With Armistice Day fast approaching, it’s hard for all of us not to remember the brave sacrifices made during World War I, but for Tony Howard and his son, Kieran from Stainsacre, Whitby, remembrance of local war heroes was prompted even on holiday this October.
While visiting the Hooge Crater Museum in Belgium, the father and son were surprised to come across an exhibit detailing the wartime actions of a Whitby-born soldier, Charles Patton.
Charles joined the Yorkshire Regiment in 1915, and was swiftly posted first to Gallipoli, until the Allies withdrew their forces, and then posted to Flanders, Belgium.
It was here, while marching to the front, that Charles recovered a crucifix in the rubble of Ypres, a Belgian municipality which was frequently bombed due to its standing as a strategic position for Germany in the war.

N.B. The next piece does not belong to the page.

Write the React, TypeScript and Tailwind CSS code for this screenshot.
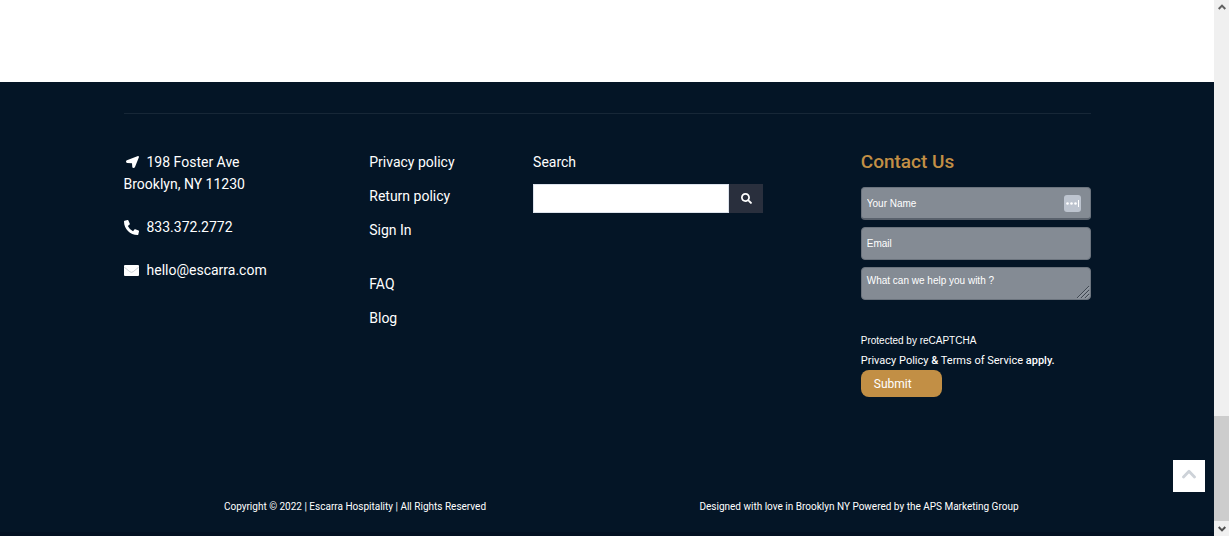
import { FaPhoneAlt, FaSearch } from "react-icons/fa";

const policyLinks = ["Privacy policy", "Return policy", "Sign In"];
const siteLinks = ["FAQ", "Blog"];

const fieldClass =
  "block w-full rounded border border-[#6c747e] bg-[#848b94] px-[5px] font-['Liberation_Sans',sans-serif] text-[10px] text-white placeholder:text-white placeholder:opacity-100 outline-none";

function LocationIcon() {
  return (
    <svg viewBox="0 0 13 12" className="mr-2 ml-0.5 inline-block h-3 w-[13px] align-[-1px]" aria-hidden="true">
      <path d="M12 0Q13.2 0 12.9 1.200L9 11Q8.500 12 7.500 12Q6.400 12 6.300 10.900L6 7.200L1.200 6.900Q0 6.700 0 5.700Q0 4.700.9 4.300Z" fill="#fff" />
    </svg>
  );
}

function EnvelopeIcon() {
  return (
    <svg viewBox="0 0 15 11" className="h-[11px] w-[15px]" aria-hidden="true">
      <rect width="15" height="11" rx="1" fill="#fff" />
      <path d="M.3 2.2 5.8 6.7Q7.5 8 9.2 6.7L14.7 2.2" fill="none" stroke="#b9bec5" strokeWidth=".7" />
    </svg>
  );
}

function ScrollArrow({ className }: { className: string }) {
  return (
    <svg viewBox="0 0 8 6" className={`mx-auto h-1.5 w-2 ${className}`} fill="none" stroke="currentColor" aria-hidden="true">
      <path d="M.7 5 4 1.600 7.300 5" strokeWidth="2" />
    </svg>
  );
}

function LinkList({ links }: { links: string[] }) {
  return (
    <ul className="space-y-3">
      {links.map((link) => (
        <li key={link}>
          <a href="#" className="hover:underline">
            {link}
          </a>
        </li>
      ))}
    </ul>
  );
}

function ContactInfo() {
  return (
    <address className="col-span-3 not-italic">
      <p>
        <LocationIcon />
        198 Foster Ave
        <br />
        Brooklyn, NY 11230
      </p>
      <a href="tel:8333722772" className="mt-[21px] flex items-center gap-2">
        <FaPhoneAlt className="size-[15px]" />
        833.372.2772
      </a>
      <a href="mailto:hello@escarra.com" className="mt-[21px] flex items-center gap-2">
        <EnvelopeIcon />
        hello@escarra.com
      </a>
    </address>
  );
}

function SearchBox() {
  return (
    <form className="col-span-4" onSubmit={(e) => e.preventDefault()}>
      <label htmlFor="search">Search</label>
      <div className="mt-[11px] flex h-[29px] max-w-[230px]">
        <input
          id="search"
          type="text"
          className="min-w-0 flex-1 border border-[#dde3ec] bg-white px-2 text-sm text-black outline-none"
        />
        <button type="submit" aria-label="Search" className="flex w-[34px] items-center justify-center bg-[#292f3d]">
          <FaSearch className="size-[11px]" />
        </button>
      </div>
    </form>
  );
}

function ContactForm() {
  return (
    <form className="col-span-3" onSubmit={(e) => e.preventDefault()}>
      <h2 className="text-[19px] leading-[22px] font-medium text-[#c28f45]">Contact Us</h2>
      <div className="mt-[14px] space-y-[7px]">
        <div className="relative">
          <input type="text" aria-label="Your Name" placeholder="Your Name" className={`${fieldClass} h-[33px] border-b-2 border-b-[#59616c]`} />
          {/* Autofill badge */}
          <svg viewBox="0 0 17 17" className="absolute top-2 right-[10px] size-[17px]" aria-hidden="true">
            <rect width="17" height="17" rx="3" fill="#bdc4cf" />
            <circle cx="3.5" cy="8.5" r="1.300" fill="#fff" />
            <circle cx="7.5" cy="8.5" r="1.300" fill="#fff" />
            <circle cx="11.5" cy="8.5" r="1.300" fill="#fff" />
            <path d="M14.5 5v7" stroke="#fff" />
          </svg>
        </div>
        <input type="email" aria-label="Email" placeholder="Email" className={`${fieldClass} h-[33px]`} />
        <div className="relative">
          <textarea
            aria-label="What can we help you with ?"
            placeholder="What can we help you with ?"
            className={`${fieldClass} h-[33px] resize-none overflow-hidden pt-[5px] leading-4`}
          />
          <svg viewBox="0 0 14 14" className="pointer-events-none absolute right-px bottom-px size-[14px]" aria-hidden="true">
            <path d="M1 13 13 1M5 13l8-8M9 13l4-4" stroke="#404852" />
            <path d="M2 13.5 13.5 2M6 13.5 13.5 6M10 13.5l3.5-3.5" stroke="#b4bac1" strokeWidth=".6" />
          </svg>
        </div>
      </div>
      <p className="mt-[33px] font-['Liberation_Sans',sans-serif] text-[10px] leading-4">Protected by reCAPTCHA</p>
      <p className="mt-1 text-[11px] leading-4 whitespace-nowrap">
        <a href="#">Privacy Policy</a> <span className="font-medium">&amp;</span> <a href="#">Terms of Service</a>{" "}
        <span className="font-medium">apply.</span>
      </p>
      <button type="submit" className="mt-px block h-[27px] w-[81px] rounded-lg bg-[#c28f45] pl-[13px] text-left text-xs">
        Submit
      </button>
    </form>
  );
}

function ScrollRail() {
  return (
    <div className="flex w-[15px] shrink-0 flex-col bg-[#f0f0f0]" aria-hidden="true">
      <ScrollArrow className="mt-1 text-[#606060]" />
      <div className="mt-auto h-[105px] bg-[#cdcdcd]" />
      <ScrollArrow className="mt-[5px] mb-1 rotate-180 text-[#505050]" />
    </div>
  );
}

export default function App() {
  return (
    <div className="flex min-h-screen bg-white font-[Roboto,sans-serif] text-sm leading-[22px] text-white">
      <div className="flex min-w-0 flex-1 flex-col">
        <main className="h-[82px]" />
        <footer className="flex flex-1 flex-col border-b-4 border-[#031122] bg-[#041526]">
          <div className="mx-auto mt-[31px] grid w-full max-w-[967px] grid-cols-12 gap-x-4 border-t border-[#172737] pt-[37px]">
            <ContactInfo />
            <nav className="col-span-2 space-y-8">
              <LinkList links={policyLinks} />
              <LinkList links={siteLinks} />
            </nav>
            <SearchBox />
            <ContactForm />
          </div>
          <div className="mx-auto mt-auto mb-[17px] grid w-full max-w-[1008px] grid-cols-2 text-center text-[10px] leading-4">
            <p>Copyright © 2022 | Escarra Hospitality | All Rights Reserved</p>
            <p>Designed with love in Brooklyn NY Powered by the APS Marketing Group</p>
          </div>
        </footer>
      </div>
      <ScrollRail />
      <button
        type="button"
        aria-label="Back to top"
        onClick={() => window.scrollTo({ top: 0 })}
        className="fixed right-6 bottom-11 flex size-8 items-center justify-center bg-white pb-1 text-[#cdd2d8]"
      >
        <svg viewBox="0 0 14 10" className="h-2.5 w-3.5" fill="none" stroke="currentColor" aria-hidden="true">
          <path d="M1.500 8 7 2.300 12.500 8" strokeWidth="2.800" strokeLinecap="round" strokeLinejoin="round" />
        </svg>
      </button>
    </div>
  );
}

Charles brought the crucifix to England on his return from Flanders. Sadly, he died in 1921 from kidney failure, as a direct result of the conditions in the trenches. However, the crucifix remained in his family for 90 years, until his great granddaughter, Joanna Clemmit of Whitley Bay, decided to return it to the Hooge Crater War Museum in Belgium.
It is currently on display in its own glass cabinet, along with the letters sent from Joanna Clemmit to the museum explaining its history.